Submitted by x11ry0 t3_126jezi in deeplearning
Hi,
I have to work with sequences of vectors.
It is the spatial position of a solid expressed as a translation and a quaternion for the rotation. The solid has a trajectory in the space that follow some logic but is still to complex to be mathematically modeled. All solids are evolving in a similar environment with strong winds and fixed obstacles.
At each step of the trajectory we need to predict the next position in order to predict the position were we need to focus the camera. It has a relatively narrow field of vision so it shall be accurate enough to have the object in the field of vision.
The camera is not just rotating over a fixed point. It has to capture one of the faces of the solid to the move is slow enough that we need some prediction ahead of time.
A vector is always of length 9 :
The solid position: Tx, Ty, Tz, Qx, Qy, Qz, Qw
2 imposed environmental factors : Pu, Pv, that can have some influence of the trajectory. These are measured just before the prediction and shall not be predicted.
The position of the vector in the sequence is meaningful, so we could add a coordinate that is imposed: index.
The sequence of previous vectors can vary from 1 to 100 but some ~5 of the ~15 previous vectors are the most meaningful for the next vector prediction. Not necessarily the last ones. These numbers can slightly vary. We can find by advance, using an analytical algorithm, a list of 6 possibly meaningfull vectors to take into account, leave 15 vectors and let the system decide or even let the full history.
To start experimenting with... We have ~20 different trajectories of 100 items. We will probably have a few hundred within a few months.

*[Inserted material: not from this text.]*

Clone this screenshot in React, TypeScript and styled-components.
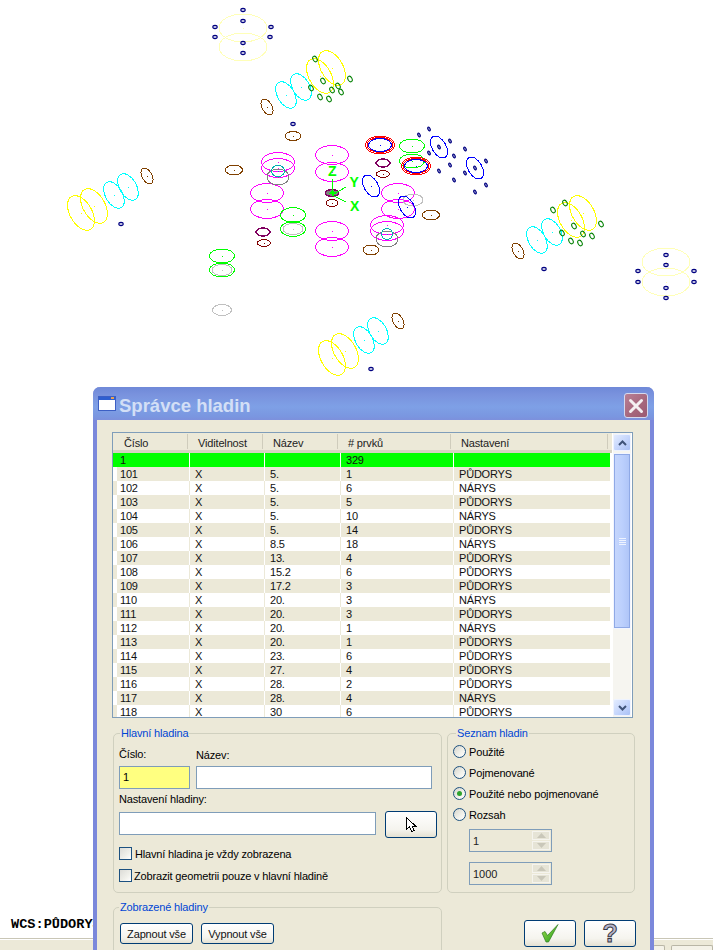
import styled, { createGlobalStyle } from "styled-components";

const GlobalStyle = createGlobalStyle`
  html, body {
    margin: 0;
    padding: 0;
    background: #ffffff;
  }
  * {
    box-sizing: border-box;
  }
`;

const UI_FONT = `"Liberation Sans", Arial, sans-serif`;
const TAN = "#ece9d8";
const FIELD_BORDER = "#7f9db9";

const Screen = styled.div`
  position: relative;
  width: 713px;
  height: 950px;
  overflow: hidden;
  display: flex;
  flex-direction: column;
  background: #ffffff;
  font-family: ${UI_FONT};
`;

const Viewport = styled.div`
  position: relative;
  height: 938px;
  flex: none;
`;

const WcsLabel = styled.div`
  position: absolute;
  left: 11px;
  top: 917px;
  font-family: "Liberation Mono", monospace;
  font-weight: bold;
  font-size: 13.6px;
  line-height: 15px;
  color: #000000;
  white-space: nowrap;
`;

const TabStrip = styled.div`
  flex: 1;
  display: flex;
  align-items: flex-end;
  gap: 6px;
  padding-left: 653px;
  background: ${TAN};
  border-top: 1px solid #c9c6b6;
  box-shadow: inset 0 1px 0 #ffffff;
`;

const StripTab = styled.div<{ $width: number }>`
  width: ${({ $width }) => $width}px;
  height: 5px;
  border: 1px solid #b9b6a6;
  border-bottom: none;
  border-radius: 2px 2px 0 0;
  background: #f4f2e8;
`;

const Dialog = styled.div`
  position: absolute;
  left: 93px;
  top: 387px;
  width: 561px;
  height: 590px;
  display: flex;
  flex-direction: column;
  border: 4px solid #7b88db;
  border-top: none;
  border-radius: 7px 7px 0 0;
  background: ${TAN};
  color: #000000;
  font-size: 11px;
  letter-spacing: -0.16px;
`;

const TitleBar = styled.div`
  flex: none;
  height: 33px;
  margin: 0 -4px;
  padding: 0 6px 0 5px;
  display: flex;
  align-items: center;
  border-radius: 7px 7px 0 0;
  background: linear-gradient(180deg, #6f89d8 0%, #7a93de 25%, #7ea0e6 60%, #7a96e0 90%, #7d90dc 100%);
`;

const TitleText = styled.div`
  flex: 1;
  margin-left: 3px;
  padding-top: 5px;
  font-size: 18.5px;
  font-weight: bold;
  letter-spacing: 0;
  color: #d3dff6;
`;

const CloseButton = styled.div`
  width: 24px;
  height: 25px;
  margin-top: 4px;
  display: flex;
  align-items: center;
  justify-content: center;
  border: 1px solid #d5d9ee;
  border-radius: 3px;
  background: linear-gradient(135deg, #b98095 0%, #a5667c 60%, #9a5a72 100%);
`;

const Body = styled.div`
  flex: 1;
  padding: 12px 17px 0 15px;
  display: flex;
  flex-direction: column;
`;

const ListPane = styled.div`
  flex: none;
  height: 286px;
  display: flex;
  border: 1px solid ${FIELD_BORDER};
  background: #ffffff;
`;

const ListTable = styled.div`
  flex: none;
  width: 499px;
  display: flex;
  flex-direction: column;
  overflow: hidden;
`;

const ListHead = styled.div`
  flex: none;
  height: 20px;
  display: grid;
  grid-template-columns: 75px 75px 75px 113px 157px;
  background: ${TAN};
  border-bottom: 3px solid #d6d3c3;
`;

const HeadCell = styled.div<{ $pad: number }>`
  height: 15px;
  margin-top: 1px;
  padding-left: ${({ $pad }) => $pad}px;
  padding-top: 2px;
  font-size: 11px;
  line-height: 14px;
  color: #222222;
  border-right: 1px solid #cfccbc;
`;

const ListRows = styled.div`
  flex: 1;
  overflow: hidden;
`;

const Row = styled.div<{ $bg: string; $sep: string; $lead: string }>`
  height: 14px;
  width: 497px;
  display: grid;
  grid-template-columns: 76px 75px 76px 113px 157px;
  background: ${({ $bg }) => $bg};
  font-size: 11px;
  letter-spacing: -0.2px;
  line-height: 14px;
  color: #111111;
  & > div {
    border-left: 1px solid ${({ $sep }) => $sep};
    padding-left: 5px;
    white-space: nowrap;
  }
  & > div:first-child {
    border-left: 4px solid ${({ $lead }) => $lead};
    padding-left: 3px;
  }
`;

const ScrollBar = styled.div`
  flex: 1;
  margin-left: 1px;
  margin-right: 1px;
  padding: 1px 0;
  display: flex;
  flex-direction: column;
  background: #f6f5f0;
`;

const ScrollButton = styled.div`
  flex: none;
  height: 17px;
  display: flex;
  align-items: center;
  justify-content: center;
  border: 1px solid #eef3ff;
  border-radius: 2px;
  background: linear-gradient(135deg, #e2ebfe 0%, #c4d5fc 55%, #a9c0f5 100%);
`;

const ScrollThumb = styled.div`
  flex: none;
  height: 176px;
  margin-top: 2px;
  display: flex;
  flex-direction: column;
  align-items: center;
  justify-content: center;
  gap: 1px;
  border: 1px solid #f2f5ff;
  outline: 1px solid #8fa9e6;
  outline-offset: -2px;
  background: linear-gradient(90deg, #c6d6fc 0%, #bcd0fd 50%, #aec4f7 100%);
`;

const GripLine = styled.div`
  width: 7px;
  height: 1px;
  background: #eef3ff;
`;

const ScrollTrack = styled.div`
  flex: 1;
`;

const GroupRow = styled.div`
  flex: none;
  margin-top: 15px;
  padding-left: 1px;
  display: grid;
  grid-template-columns: 329px 188px;
  column-gap: 5px;
`;

const Group = styled.div<{ $height: number }>`
  position: relative;
  height: ${({ $height }) => $height}px;
  border: 1px solid #d0d0bf;
  border-radius: 5px;
`;

const GroupTitle = styled.div<{ $left: number }>`
  position: absolute;
  top: -8px;
  left: ${({ $left }) => $left}px;
  padding: 0 1px;
  background: ${TAN};
  color: #0046d5;
  line-height: 14px;
  white-space: nowrap;
`;

const MainGroupBody = styled.div`
  padding: 13px 0 0 5px;
  display: flex;
  flex-direction: column;
`;

const NameGrid = styled.div`
  display: grid;
  grid-template-columns: 71px 236px;
  column-gap: 6px;
`;

const FieldLabel = styled.div<{ $top?: number }>`
  height: 19px;
  padding-top: ${({ $top }) => $top ?? 0}px;
  line-height: 14px;
  white-space: nowrap;
`;

const TextField = styled.div<{ $bg?: string }>`
  height: 23px;
  padding-left: 3px;
  border: 1px solid ${FIELD_BORDER};
  background: ${({ $bg }) => $bg ?? "#ffffff"};
  line-height: 21px;
`;

const SettingsLabel = styled.div`
  margin-top: 3px;
  height: 20px;
  line-height: 14px;
`;

const SettingsRow = styled.div`
  display: flex;
  align-items: flex-start;
  gap: 9px;
  height: 27px;
  margin-top: -1px;
  & > ${TextField} {
    width: 257px;
    margin-top: 1px;
  }
`;

const XpButton = styled.div<{ $width: number; $height: number }>`
  width: ${({ $width }) => $width}px;
  height: ${({ $height }) => $height}px;
  flex: none;
  display: flex;
  align-items: center;
  justify-content: center;
  border: 1px solid #003c74;
  border-radius: 3px;
  background: linear-gradient(180deg, #ffffff 0%, #f5f4ee 70%, #e4e1d2 100%);
  color: #111111;
  white-space: nowrap;
`;

const HelpGlyph = styled.span`
  font-size: 25px;
  font-weight: bold;
  line-height: 25px;
  color: #b4b4cc;
  -webkit-text-stroke: 1px #3a3a44;
`;

const CheckList = styled.div`
  margin-top: 9px;
  display: flex;
  flex-direction: column;
  gap: 9px;
`;

const CheckRow = styled.div<{ $gap: number }>`
  height: 13px;
  display: flex;
  align-items: center;
  gap: ${({ $gap }) => $gap}px;
  white-space: nowrap;
`;

const CheckBox = styled.div`
  width: 13px;
  height: 13px;
  flex: none;
  border: 1px solid #1c5180;
  background: linear-gradient(135deg, #dcdcd7 0%, #f0f0ea 60%, #ffffff 100%);
`;

const ListGroupBody = styled.div`
  padding: 7px 0 0 5px;
  display: flex;
  flex-direction: column;
`;

const RadioRow = styled.div`
  height: 21px;
  display: flex;
  align-items: center;
  gap: 3px;
  white-space: nowrap;
`;

const RadioDot = styled.div<{ $on?: boolean }>`
  width: 13px;
  height: 13px;
  flex: none;
  display: flex;
  align-items: center;
  justify-content: center;
  border: 1px solid #1c5180;
  border-radius: 50%;
  background: linear-gradient(135deg, #d4d4cc 0%, #f2f2ec 60%, #ffffff 100%);
  &::after {
    content: "";
    display: ${({ $on }) => ($on ? "block" : "none")};
    width: 5px;
    height: 5px;
    border-radius: 50%;
    background: #2ea32e;
  }
`;

const SpinStack = styled.div`
  margin: 4px 0 0 16px;
  display: flex;
  flex-direction: column;
  gap: 10px;
`;

const SpinField = styled.div`
  width: 83px;
  height: 23px;
  display: flex;
  align-items: center;
  padding: 1px;
  border: 1px solid ${FIELD_BORDER};
  letter-spacing: 0;
  color: #222222;
`;

const SpinValue = styled.div`
  flex: 1;
  padding-left: 2px;
`;

const SpinButtons = styled.div`
  width: 18px;
  height: 19px;
  display: flex;
  flex-direction: column;
  gap: 1px;
`;

const SpinButton = styled.div`
  flex: 1;
  display: flex;
  align-items: center;
  justify-content: center;
  border: 1px solid #f5f4ee;
  background: #e6e4d6;
`;

const BottomRow = styled.div`
  flex: none;
  margin-top: 14px;
  padding-left: 1px;
  display: grid;
  grid-template-columns: 329px 188px;
  column-gap: 5px;
`;

const ToggleRow = styled.div`
  padding: 15px 0 0 6px;
  display: flex;
  gap: 8px;
`;

const ActionRow = styled.div`
  padding: 13px 0 0 77px;
  display: flex;
  gap: 8px;
`;

// cad drawing data, all in screen pixels
type Oval = [number, number, number, number, string, number?];

const YELLOW = "#ffff00";
const PALE = "#ffffb8";
const CYAN = "#00ffff";
const BROWN = "#804000";
const MAGENTA = "#ff00ff";
const LIME = "#00ff00";
const NAVY = "#000080";
const GREEN = "#008000";
const GREY = "#c0c0c0";
const MID = "#808080";
const TEAL = "#00b0b0";
const PURPLE = "#800060";
const MAROON = "#800000";
const RED = "#ff0000";
const BLUE = "#0000ff";

const bigTilted = (cx: number, cy: number, c: string): Oval => [cx, cy, 11, 19, c, -30];
const midTilted = (cx: number, cy: number, c: string): Oval => [cx, cy, 8.5, 14.5, c, -30];
const smallTilted = (cx: number, cy: number, c: string): Oval => [cx, cy, 5, 8.7, c, -30];
const blueTilted = (cx: number, cy: number): Oval => [cx, cy, 7, 12, BLUE, -30];

const OVALS: Oval[] = [
  [243, 28, 24, 14, PALE],
  [243, 47, 24, 14, PALE],
  [666, 262, 24, 14, PALE],
  [666, 282, 24, 14, PALE],
  bigTilted(332, 68, YELLOW),
  bigTilted(320, 76, YELLOW),
  midTilted(286, 95, CYAN),
  midTilted(301, 87, CYAN),
  smallTilted(267, 107, BROWN),
  bigTilted(81, 213, YELLOW),
  bigTilted(94, 206, YELLOW),
  midTilted(114, 195, CYAN),
  midTilted(128, 187, CYAN),
  smallTilted(147, 176, BROWN),
  bigTilted(332, 358, YELLOW),
  bigTilted(345, 351, YELLOW),
  midTilted(364, 340, CYAN),
  midTilted(378, 331, CYAN),
  smallTilted(398, 321, BROWN),
  bigTilted(571, 220, YELLOW),
  bigTilted(583, 213, YELLOW),
  midTilted(537, 240, CYAN),
  midTilted(552, 232, CYAN),
  smallTilted(518, 251, BROWN),
  [293, 136, 8, 4.5, BROWN],
  [234, 170, 8.5, 5, BROWN],
  [431, 215, 8.5, 5, BROWN],
  [371, 250, 8, 5, BROWN],
  [278, 162, 16.5, 9.5, MAGENTA],
  [278, 168, 16.5, 9.5, MAGENTA],
  [267, 193, 16.5, 9.5, MAGENTA],
  [267, 209, 16.5, 9.5, MAGENTA],
  [332, 155, 16.5, 9.5, MAGENTA],
  [332, 172, 16.5, 9.5, MAGENTA],
  [332, 231, 16.5, 9.5, MAGENTA],
  [332, 247, 16.5, 9.5, MAGENTA],
  [398, 193, 16.5, 9.5, MAGENTA],
  [398, 209, 16.5, 9.5, MAGENTA],
  [387, 225, 16.5, 9.5, MAGENTA],
  [387, 231, 16.5, 9.5, MAGENTA],
  [278, 177, 11, 8, MID],
  [278, 171, 6.5, 5.5, TEAL],
  [387, 239, 11, 8, MID],
  [387, 234, 5.5, 5.5, TEAL],
  [293, 215, 12.5, 7.5, LIME],
  [293, 229, 12.5, 7.5, LIME],
  [293, 229, 10, 5.5, GREY],
  [222, 256, 12.5, 7, LIME],
  [222, 270, 12.5, 7, LIME],
  [222, 270, 10, 5.5, GREY],
  [222, 310, 9.5, 5.5, GREY],
  [412, 146, 12.5, 7, LIME],
  [412, 161, 12.5, 7, LIME],
  [413, 200, 10, 6, GREY],
  [264, 243, 6.5, 3.5, MAROON],
  [383, 174, 6.5, 3.5, MAROON],
  [332, 203, 6, 3.5, MAROON],
  [380, 145, 14.5, 9, RED],
  [380, 145, 13, 7.5, RED],
  [380, 145, 11.5, 6.5, BLUE],
  [416, 166, 14.5, 9, RED],
  [416, 166, 13, 7.5, RED],
  [416, 166, 11.5, 6.5, BLUE],
  blueTilted(439, 147),
  blueTilted(475, 168),
  blueTilted(371, 186),
  blueTilted(407, 207),
];

const THICK: Oval[] = [
  [263, 232, 7, 4, PURPLE],
  [383, 163, 7, 4, PURPLE],
];

const EYES: [number, number][] = [
  [243, 10], [243, 21], [215, 27], [271, 27], [215, 37], [270, 37], [243, 43], [243, 53],
  [666, 255], [666, 265], [638, 271], [694, 271], [638, 282], [694, 282], [666, 288], [666, 298],
  [293, 124], [121, 224], [371, 369], [544, 269],
];

const SEEDS: [number, number][] = [
  [315, 59], [350, 79], [323, 81], [311, 88], [332, 90], [338, 86], [341, 92], [320, 97], [329, 99],
  [565, 203], [553, 210], [601, 224], [574, 226], [562, 233], [583, 234], [592, 236], [571, 241], [580, 243],
];

const BOLTS: [number, number][] = [
  [429, 129], [419, 135], [450, 141], [429, 153], [454, 156], [465, 149], [450, 165], [486, 161],
  [439, 171], [465, 173], [454, 180], [486, 185], [475, 192], [439, 147], [475, 168],
];

const CadDrawing = () => (
  <svg width="713" height="938" viewBox="0 0 713 938" shapeRendering="crispEdges" style={{ display: "block" }}>
    {OVALS.map(([cx, cy, rx, ry, color, tilt], i) => (
      <g key={i}>
        <ellipse
          cx={cx}
          cy={cy}
          rx={rx}
          ry={ry}
          fill="none"
          stroke={color}
          transform={tilt ? `rotate(${tilt} ${cx} ${cy})` : undefined}
        />
        <rect x={Math.round(cx)} y={Math.round(cy)} width="1" height="1" fill={color} />
      </g>
    ))}
    {THICK.map(([cx, cy, rx, ry, color], i) => (
      <ellipse key={i} cx={cx} cy={cy} rx={rx} ry={ry} fill="none" stroke={color} strokeWidth="1.5" />
    ))}
    <g shapeRendering="auto">
      {EYES.map(([cx, cy], i) => (
        <ellipse key={i} cx={cx} cy={cy} rx="2.2" ry="1.6" fill="#d0d0e8" stroke={NAVY} strokeWidth="1.1" />
      ))}
      {SEEDS.map(([cx, cy], i) => (
        <ellipse key={i} cx={cx} cy={cy} rx="2" ry="3" fill="none" stroke={GREEN} transform={`rotate(-30 ${cx} ${cy})`} />
      ))}
      {BOLTS.map(([cx, cy], i) => (
        <ellipse key={i} cx={cx} cy={cy} rx="1.2" ry="2" fill="#8080c0" stroke={NAVY} transform={`rotate(-30 ${cx} ${cy})`} />
      ))}
    </g>
    <ellipse cx="332" cy="193" rx="6.5" ry="3.5" fill={MID} stroke={PURPLE} strokeWidth="1.5" />
    <path d="M332 179V195M332 195L346 187M332 195L346 202" fill="none" stroke={LIME} />
    <path d="M332 190L329 194H336Z" fill={LIME} />
    <text x="328" y="175.5" fill={LIME} fontFamily={UI_FONT} fontWeight="bold" fontSize="14">Z</text>
    <text x="349.5" y="187" fill={LIME} fontFamily={UI_FONT} fontWeight="bold" fontSize="14">Y</text>
    <text x="350" y="211" fill={LIME} fontFamily={UI_FONT} fontWeight="bold" fontSize="14">X</text>
  </svg>
);

const WindowIcon = () => (
  <svg width="18" height="15" viewBox="0 0 18 15">
    <rect x="0.5" y="0.5" width="17" height="14" fill="#ffffff" stroke="#3c5fc4" />
    <rect x="1" y="1" width="16" height="3" fill="#2f5fd0" />
    <rect x="13" y="1" width="3" height="2" fill="#e8a050" />
  </svg>
);

const CloseIcon = () => (
  <svg width="16" height="16" viewBox="0 0 16 16">
    <path d="M2.5 2.5L13.5 13.5M13.5 2.5L2.5 13.5" stroke="#f4f0f2" strokeWidth="3" strokeLinecap="round" />
  </svg>
);

const Chevron = ({ down }: { down?: boolean }) => (
  <svg width="9" height="6" viewBox="0 0 9 6">
    <path d={down ? "M1 1L4.5 4.5L8 1" : "M1 5L4.5 1.5L8 5"} fill="none" stroke="#3f5378" strokeWidth="2" />
  </svg>
);

const SpinArrow = ({ down }: { down?: boolean }) => (
  <svg width="9" height="5" viewBox="0 0 9 5">
    <path d={down ? "M0 0H9L4.5 5Z" : "M0 5H9L4.5 0Z"} fill="#c9c7b9" />
  </svg>
);

const PickCursor = () => (
  <svg width="11" height="16" viewBox="0 0 11 16" shapeRendering="crispEdges">
    <path d="M0.5 0.5V12.5L3.5 9.5L5.5 14.5L8 13.5L6 9H9.5Z" fill="#ffffff" stroke="#000000" />
  </svg>
);

const OkIcon = () => (
  <svg width="18" height="19" viewBox="0 0 18 19">
    <defs>
      <linearGradient id="okFill" x1="0" y1="0" x2="1" y2="1">
        <stop offset="0" stopColor="#a4e04a" />
        <stop offset="1" stopColor="#1f9a1f" />
      </linearGradient>
    </defs>
    <path d="M1 9L4 7.5L6.5 11.5L17 0.5L7.5 18H5Z" fill="url(#okFill)" stroke="#2e7d20" strokeWidth="0.7" />
  </svg>
);

type LayerRow = [string, string, string, string];

const LAYERS: LayerRow[] = [
  ["101", "5.", "1", "PŮDORYS"],
  ["102", "5.", "6", "NÁRYS"],
  ["103", "5.", "5", "PŮDORYS"],
  ["104", "5.", "10", "NÁRYS"],
  ["105", "5.", "14", "PŮDORYS"],
  ["106", "8.5", "18", "NÁRYS"],
  ["107", "13.", "4", "PŮDORYS"],
  ["108", "15.2", "6", "PŮDORYS"],
  ["109", "17.2", "3", "PŮDORYS"],
  ["110", "20.", "3", "NÁRYS"],
  ["111", "20.", "3", "PŮDORYS"],
  ["112", "20.", "1", "NÁRYS"],
  ["113", "20.", "1", "PŮDORYS"],
  ["114", "23.", "6", "PŮDORYS"],
  ["115", "27.", "4", "PŮDORYS"],
  ["116", "28.", "2", "PŮDORYS"],
  ["117", "28.", "4", "NÁRYS"],
  ["118", "30", "6", "PŮDORYS"],
];

const COLUMNS: [string, number][] = [
  ["Číslo", 11],
  ["Viditelnost", 10],
  ["Název", 10],
  ["# prvků", 10],
  ["Nastavení", 10],
];

const RADIOS = ["Použité", "Pojmenované", "Použité nebo pojmenované", "Rozsah"];

export default function App() {
  return (
    <Screen>
      <GlobalStyle />
      <Viewport>
        <CadDrawing />
        <WcsLabel>WCS:PŮDORYS</WcsLabel>
      </Viewport>
      <TabStrip>
        <StripTab $width={12} />
        <StripTab $width={42} />
      </TabStrip>

      <Dialog>
        <TitleBar>
          <WindowIcon />
          <TitleText>Správce hladin</TitleText>
          <CloseButton>
            <CloseIcon />
          </CloseButton>
        </TitleBar>
        <Body>
          <ListPane>
            <ListTable>
              <ListHead>
                {COLUMNS.map(([label, pad]) => (
                  <HeadCell key={label} $pad={pad}>
                    {label}
                  </HeadCell>
                ))}
              </ListHead>
              <ListRows>
                <Row $bg="#00ff00" $sep="#ffffff" $lead="#00ff00">
                  <div>1</div>
                  <div />
                  <div />
                  <div>329</div>
                  <div />
                </Row>
                {LAYERS.map(([num, name, count, setting], i) => (
                  <Row
                    key={num}
                    $bg={i % 2 ? "#ffffff" : TAN}
                    $sep={i % 2 ? TAN : "#ffffff"}
                    $lead={i % 2 ? TAN : "#ffffff"}
                  >
                    <div>{num}</div>
                    <div>X</div>
                    <div>{name}</div>
                    <div>{count}</div>
                    <div>{setting}</div>
                  </Row>
                ))}
              </ListRows>
            </ListTable>
            <ScrollBar>
              <ScrollButton>
                <Chevron />
              </ScrollButton>
              <ScrollThumb>
                <GripLine />
                <GripLine />
                <GripLine />
                <GripLine />
              </ScrollThumb>
              <ScrollTrack />
              <ScrollButton>
                <Chevron down />
              </ScrollButton>
            </ScrollBar>
          </ListPane>

          <GroupRow>
            <Group $height={160}>
              <GroupTitle $left={6}>Hlavní hladina</GroupTitle>
              <MainGroupBody>
                <NameGrid>
                  <FieldLabel>Číslo:</FieldLabel>
                  <FieldLabel $top={1}>Název:</FieldLabel>
                  <TextField $bg="#ffff80">1</TextField>
                  <TextField />
                </NameGrid>
                <SettingsLabel>Nastavení hladiny:</SettingsLabel>
                <SettingsRow>
                  <TextField />
                  <XpButton $width={52} $height={27}>
                    <PickCursor />
                  </XpButton>
                </SettingsRow>
                <CheckList>
                  <CheckRow $gap={3}>
                    <CheckBox />
                    Hlavní hladina je vždy zobrazena
                  </CheckRow>
                  <CheckRow $gap={2}>
                    <CheckBox />
                    Zobrazit geometrii pouze v hlavní hladině
                  </CheckRow>
                </CheckList>
              </MainGroupBody>
            </Group>

            <Group $height={160}>
              <GroupTitle $left={8}>Seznam hladin</GroupTitle>
              <ListGroupBody>
                {RADIOS.map((label, i) => (
                  <RadioRow key={label}>
                    <RadioDot $on={i === 2} />
                    {label}
                  </RadioRow>
                ))}
                <SpinStack>
                  {["1", "1000"].map((value) => (
                    <SpinField key={value}>
                      <SpinValue>{value}</SpinValue>
                      <SpinButtons>
                        <SpinButton>
                          <SpinArrow />
                        </SpinButton>
                        <SpinButton>
                          <SpinArrow down />
                        </SpinButton>
                      </SpinButtons>
                    </SpinField>
                  ))}
                </SpinStack>
              </ListGroupBody>
            </Group>
          </GroupRow>

          <BottomRow>
            <Group $height={80}>
              <GroupTitle $left={5}>Zobrazené hladiny</GroupTitle>
              <ToggleRow>
                <XpButton $width={73} $height={21}>Zapnout vše</XpButton>
                <XpButton $width={73} $height={21}>Vypnout vše</XpButton>
              </ToggleRow>
            </Group>
            <ActionRow>
              <XpButton $width={52} $height={27}>
                <OkIcon />
              </XpButton>
              <XpButton $width={52} $height={27}>
                <HelpGlyph>?</HelpGlyph>
              </XpButton>
            </ActionRow>
          </BottomRow>
        </Body>
      </Dialog>
    </Screen>
  );
}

The goal is to give some of the first vectors to the system and let him predict the next vector. At each step we have the environmental factors available and we need to predict a next move that is realistic. Not necessarily the next move that will happen exactly in reality as we can measure and correct it afterwards, but something near that can be exploited to focus the camera on the right place to capture the object in a relatively narrow field of vision.
I was thinking about next word prediction models that behave similarly. Namely LSTM and Transformers. I also think about simple position aware decision trees and plain neural networks with the index in the parameters.
Does this ring some bells about possible papers or concepts I shall explore before testing some implementations ?
Thanks for any advice!
mmeeh t1_je9hfuo wrote
Why don't you dump this on ChatGPT and get a way more accurate answer ?